On the global level both Google and Microsoft are notorious for transforming governance through the introduction of particular types of software and information-processing services that reshape the activity of corporate officials and bureaucrats, and in that way, affect entire societies. However I had never considered that Red Hat would be doing the same within social-democratic spheres where FOSS development is supported by public money. It's somewhat depressing news, because FOSS development for public use is really one of the few places where the social-steering capacities of Silicon Valley are challenged... I don't have the expertise to fully evaluate what you're saying (although I have read about Devuan and the systemd controversies!) - but anyway, yes, I think we are talking about exactly the same thing here.

From my expertise, I am shocked that someone like Morozov does not think cybernetically, or at least, not when he puts his Marxist glasses on. In a way such thinking is completely banal: we've all been talking about "media ecologies" for decades, and Morozov understands that kind of thing perfectly. How can the leading mainstream net critic, who's a leftist to boot, not even see *political ecologies* and the strategies that are used to steer them? In Marxist terms that means one is reasoning only on the basis of production, only on the logic that's covered in Book I of Capital. With all the sophisticated work that's been done more recently, I thought it had become clear that research and development, distribution, financing, usership and legal/institutional structures constituted the enlarged field of capital-as-power. Indeed, this has become obvious for corporate strategists. But over and over again, I see the leftist critics adopting simplified schemas worthy of the 1930s. To me this indicates a gaping hole or blind spot in the critique of political economy.

I am curious if other people see the same problems, and if there are theorists and practitioners resolving them...

best, BH

On Sun, Jul 3, 2022 at 3:53 AM Jaromil <jaromil@dyne.org> wrote:

dear Brian,

many thanks for this review! I admit would never had the time to read through the articles and less than ever spot the tension you highlight, your dedication makes it possible for many of us to follow interesting debates as this one. I guess we are all familiar with Morozov's ideas by now, certainly more than Strom's...

On Thu, 30 Jun 2022, Brian Holmes wrote:

> This is much better than Morozov: it cuts straight to the chase, rather than beating around the theoretical bush. Strom is saying that the new standard model of contemporary capitalism emerges when technoscience is applied to produce and condition the environments in which business operations are carried out and consumer choices are made. This is a classic cybernetic strategy: to become the master of a feedback loop you do not attempt to directly control all the participating nodes. Instead, you create and continuously adjust the framework in which those nodes interact.
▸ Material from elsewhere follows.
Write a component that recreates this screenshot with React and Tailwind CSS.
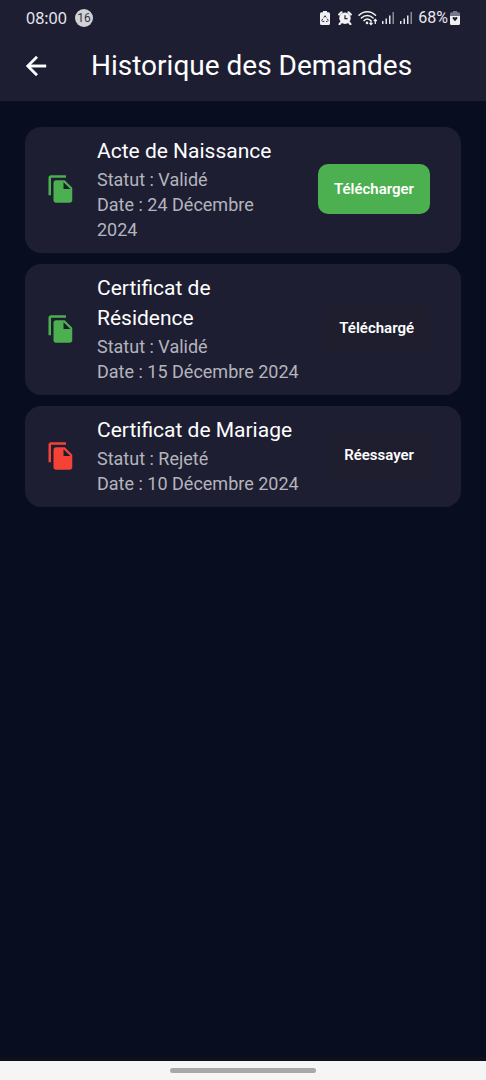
import React from "react";

const requests = [
  {
    title: "Acte de Naissance",
    status: "Validé",
    date: "24 Décembre 2024",
    action: "Télécharger",
    icon: "text-[#4caf50]",
    button: "bg-[#4caf50]",
  },
  {
    title: "Certificat de Résidence",
    status: "Validé",
    date: "15 Décembre 2024",
    action: "Téléchargé",
    icon: "text-[#4caf50]",
    button: "bg-[#1e1e2f]",
  },
  {
    title: "Certificat de Mariage",
    status: "Rejeté",
    date: "10 Décembre 2024",
    action: "Réessayer",
    icon: "text-[#f44336]",
    button: "bg-[#1e1e2f]",
  },
];

function FileCopyIcon({ className }) {
  return (
    <svg viewBox="0 0 24 24" className={className} fill="currentColor" aria-hidden="true">
      <path d="M16 1H4c-1.1 0-2 .9-2 2v14h2V3h12V1zm-1 4 6 6v10c0 1.1-.9 2-2 2H7.990C6.890 23 6 22.100 6 21l.010-14c0-1.100.890-2 1.990-2H15zm-1 7h5.500L14 6.500V12z" />
    </svg>
  );
}

function BackIcon() {
  return (
    <svg viewBox="0 0 24 24" className="size-[30px]" fill="currentColor" stroke="currentColor" strokeWidth="0.3" aria-hidden="true">
      <path d="M20 11H7.830l5.590-5.590L12 4l-8 8 8 8 1.410-1.410L7.830 13H20v-2z" />
    </svg>
  );
}

function RecycleBatteryIcon() {
  return (
    <svg viewBox="0 0 10 14" className="h-[14px] w-[10px]" aria-hidden="true">
      <path d="M3 0h4v1.200h1.500A1.500 1.500 0 0 1 10 2.700v9.800A1.500 1.500 0 0 1 8.500 14h-7A1.500 1.500 0 0 1 0 12.500V2.700a1.500 1.500 0 0 1 1.500-1.500H3z" fill="#f1f1f4" />
      <path d="M3.700 6.600 5 4.700l1.300 1.900M7.300 7.800l.9 1.700-1 1H6M4.300 10.500H2.600l-.8-1 .9-1.700" fill="none" stroke="#1e1e32" strokeWidth="0.9" />
    </svg>
  );
}

function AlarmIcon() {
  return (
    <svg viewBox="0 0 14 14" className="size-[14px]" aria-hidden="true">
      <path d="M1.200 3.500 3.500 1.300M12.800 3.500 10.500 1.300M2.900 11.500l-1.300 1.600M11.100 11.500l1.300 1.600" stroke="#f1f1f4" strokeWidth="2.200" strokeLinecap="round" />
      <circle cx="7" cy="7.300" r="5.700" fill="#f1f1f4" />
      <path d="M7 4.300v3.300h2.500" fill="none" stroke="#1e1e32" strokeWidth="1.200" />
    </svg>
  );
}

function WifiIcon() {
  return (
    <svg viewBox="0 0 20 16" className="h-[16px] w-[20px]" fill="none" stroke="#f1f1f4" aria-hidden="true">
      <path d="M1 5.300C5.500.500 13 .500 17.500 5.300M3.400 8c3.300-3.400 8.400-3.400 11.700 0M6 10.600c1.900-1.800 4.600-1.800 6.500-.2" strokeWidth="1.500" strokeLinecap="round" />
      <circle cx="9" cy="12.900" r="1.300" fill="#f1f1f4" stroke="none" />
      <path d="M13 10v4.500M11.500 13l1.500 1.700 1.500-1.700M17.300 14V9.500M15.800 11l1.500-1.700 1.500 1.700" strokeWidth="1.200" />
    </svg>
  );
}

function SignalIcon() {
  return (
    <svg viewBox="0 0 12 13" className="h-[13px] w-[12px]" aria-hidden="true">
      <path d="M0 10h1.500v3H0zM3.500 7.500H5V13H3.500zM7 4.500h1.500V13H7z" fill="#e4e4ea" />
      <path d="M10.500 1H12v12h-1.500z" fill="#8b8b98" />
    </svg>
  );
}

function BatteryIcon() {
  return (
    <svg viewBox="0 0 10 14" className="h-[14px] w-[10px]" aria-hidden="true">
      <path d="M3 0h4v1.200h1.500A1.500 1.500 0 0 1 10 2.700V5H0V2.700a1.500 1.500 0 0 1 1.500-1.500H3z" fill="#77778a" />
      <path d="M0 5h10v7.500A1.500 1.500 0 0 1 8.500 14h-7A1.500 1.500 0 0 1 0 12.500z" fill="#f1f1f4" />
      <path d="M5 10.300 2.600 7.500c-.5-1.500 1.500-2.200 2.400-.8.900-1.400 2.900-.7 2.400.8z" fill="#1e1e32" />
    </svg>
  );
}

function StatusBar() {
  return (
    <div className="flex h-[35px] items-center justify-between px-[26px] text-[#e8e8ee]">
      <div className="flex items-center gap-2">
        <span className="font-['Noto_Sans',sans-serif] text-[16px] leading-5">08:00</span>
        <span className="flex size-[18px] items-center justify-center rounded-full bg-[#d2d2d6] text-[12px] leading-[18px] text-[#33333f]">
          16
        </span>
      </div>
      <div className="flex items-center gap-[6px]">
        <div className="flex items-center gap-2">
          <RecycleBatteryIcon />
          <AlarmIcon />
        </div>
        <div className="flex items-center gap-1">
          <WifiIcon />
          <SignalIcon />
        </div>
        <SignalIcon />
        <div className="flex items-center gap-[2px]">
          <span className="font-[Roboto,sans-serif] text-[16px] leading-5">68%</span>
          <BatteryIcon />
        </div>
      </div>
    </div>
  );
}

function RequestCard({ item }) {
  return (
    <li className="flex items-center rounded-2xl bg-[#1e1e32] pt-[9px] pr-[31px] pb-[11px] pl-[21px]">
      <FileCopyIcon className={`size-[30px] shrink-0 ${item.icon}`} />
      <div className="ml-[21px] min-w-0 flex-1">
        <h2 className="mb-px text-[21px] leading-[30px] text-white">{item.title}</h2>
        <p className="text-[18px] leading-[25px] text-[#b4b4bd]">{`Statut : ${item.status}`}</p>
        <p className="text-[18px] leading-[25px] text-[#b4b4bd]">{`Date : ${item.date}`}</p>
      </div>
      <button
        type="button"
        className={`ml-[22px] h-[50px] shrink-0 rounded-[10px] px-4 text-[15px] font-semibold text-white ${item.button}`}
      >
        {item.action}
      </button>
    </li>
  );
}

export default function App() {
  return (
    <div className="flex min-h-screen flex-col bg-[#080d1f] font-[Roboto,sans-serif]">
      <header className="bg-[#1e1e32] text-white">
        <StatusBar />
        <div className="flex h-[66px] items-start pl-[21px]">
          <button type="button" aria-label="Retour" className="mt-4">
            <BackIcon />
          </button>
          <h1 className="ml-10 pt-[13px] text-[28px] leading-9">Historique des Demandes</h1>
        </div>
      </header>
      <main className="flex-1 px-[25px] pt-[26px]">
        <ul className="flex flex-col gap-[11px]">
          {requests.map((item) => (
            <RequestCard key={item.title} item={item} />
          ))}
        </ul>
      </main>
      <footer className="flex h-[23px] justify-center border-t-4 border-[#10101a] bg-[#f5f5f5] pt-[7px]">
        <div className="h-[5px] w-[146px] rounded-full bg-[#a8a8a8]" />
      </footer>
    </div>
  );
}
reading what you write here really strikes a chord in me, to the point I'll shamelessly put forward a link to my much dumber and less theoretical witnessing here, from the shores of practice: https://medium.com/think-do-tank/lead-or-follow-the-dilemma-of-ict-industry-for-the-coming-decade-4f83ee1851bc

what I propose is to look at this "small simulation" of what is happening already since some years in the free and open source (F/OSS) world, around the landmark acquisition of RedHat by IBM and following the politics of the Linux Foundation in imposing (by means of lobbying) new immature software components like systemd as a "standard".
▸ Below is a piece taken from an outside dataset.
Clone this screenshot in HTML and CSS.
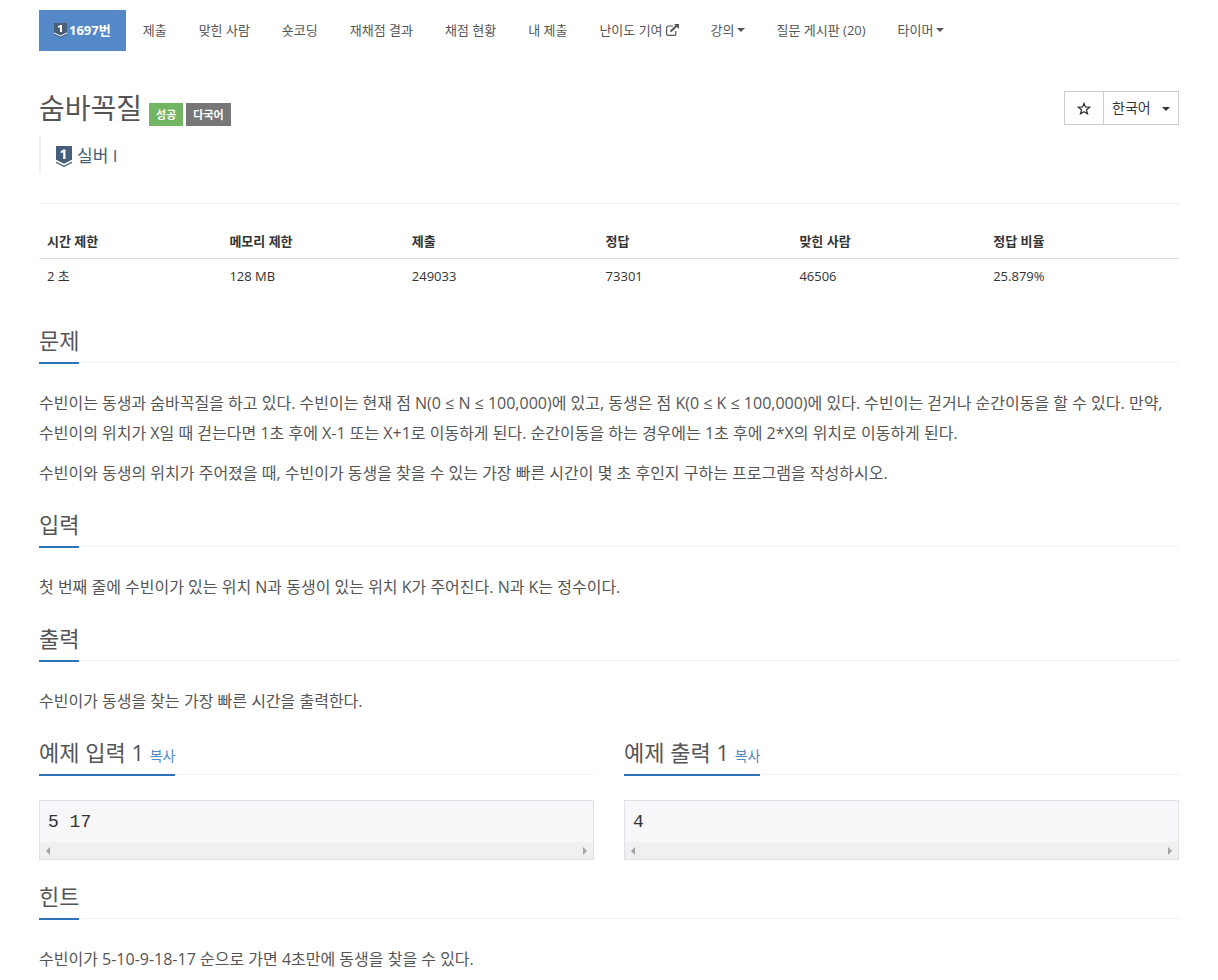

> So to wrap it up, the "standard model" of contemporary capitalism is definitely not a firm selling advertising widgets. Nor even less is it a mere parasite feeding on *your* boundless creativity. Instead, the standard model now entails an expansive "mode of practice" that actively builds, monitors and adjusts the productive/communicative frameworks in which the individual's tastes and productive potentials will be expressed, actualized and satisfied, ideally with no leftover energies of dissent.
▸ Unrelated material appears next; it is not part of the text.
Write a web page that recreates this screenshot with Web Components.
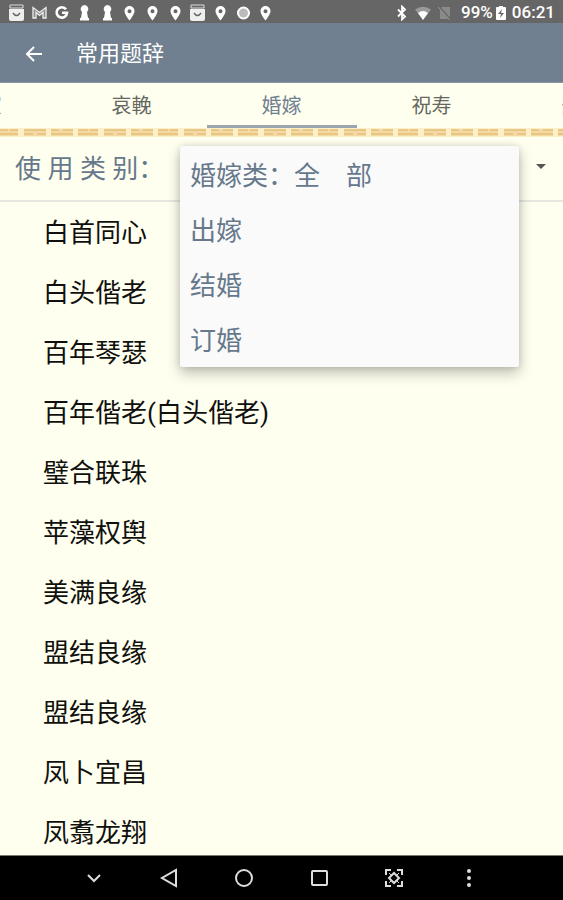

in F/OSS too, this is not done anymore by competition, like 20 years ago at the time Ubuntu desertified the artisanal GNU/Linux distro panorama with its "global philantropy" approach. Today this is done by
 1. taking control of the "standard making literature" and processes
 2. turning competition into an R&D playing field to "test standards" and "fail fast" (cit. startup economy) at the expense of those who play

this is not anymore about an oligopoly of unfair competitors, but a standard establishing presence steering the playing field. the hegemony on point 1. is crucial and it can be compared to other contexts (try s/standard/law/). The standard making entry point is not anymore based on technical expertise, but is fenced by lobbying and a steep price to be paid by active presence through the meanders of democracy (the literature) something that only very big organizations can afford today in terms of labor and seniorship.

> Still, one large and timely question remains unasked: What are the Googles and Amazons and all their political allies going to do in the face of an emergent governing logic that is not cybernetic at all, but instead, aims at ideological and police control of individual bodies characterized by sex, class and race? In short, what is cybernetic capitalism going to do about the new fascism?

they are going to pose as a democratic presence in the rooms of power, while being assured they will be gaining power over guinea pigs who were once competitors and nation states since standards and conditions of infrastructure access are in their full control and laws just follow (with the golden exception of anti-trust laws). For instance see the "kind move" by APPL and GOOG to offer access to the BTLE infrastructure on their phones for the techno-fascist initiatives of "corona-pass" applications. Those were ultimately of no use to defend anyone from the syndemic crisis, while pouring emergency funds in the pockets of the tech industry, and activating a number of state actors for the R&D of technologies that are now "mature enough" (both technically and legally) to be used by their original gatekeepers.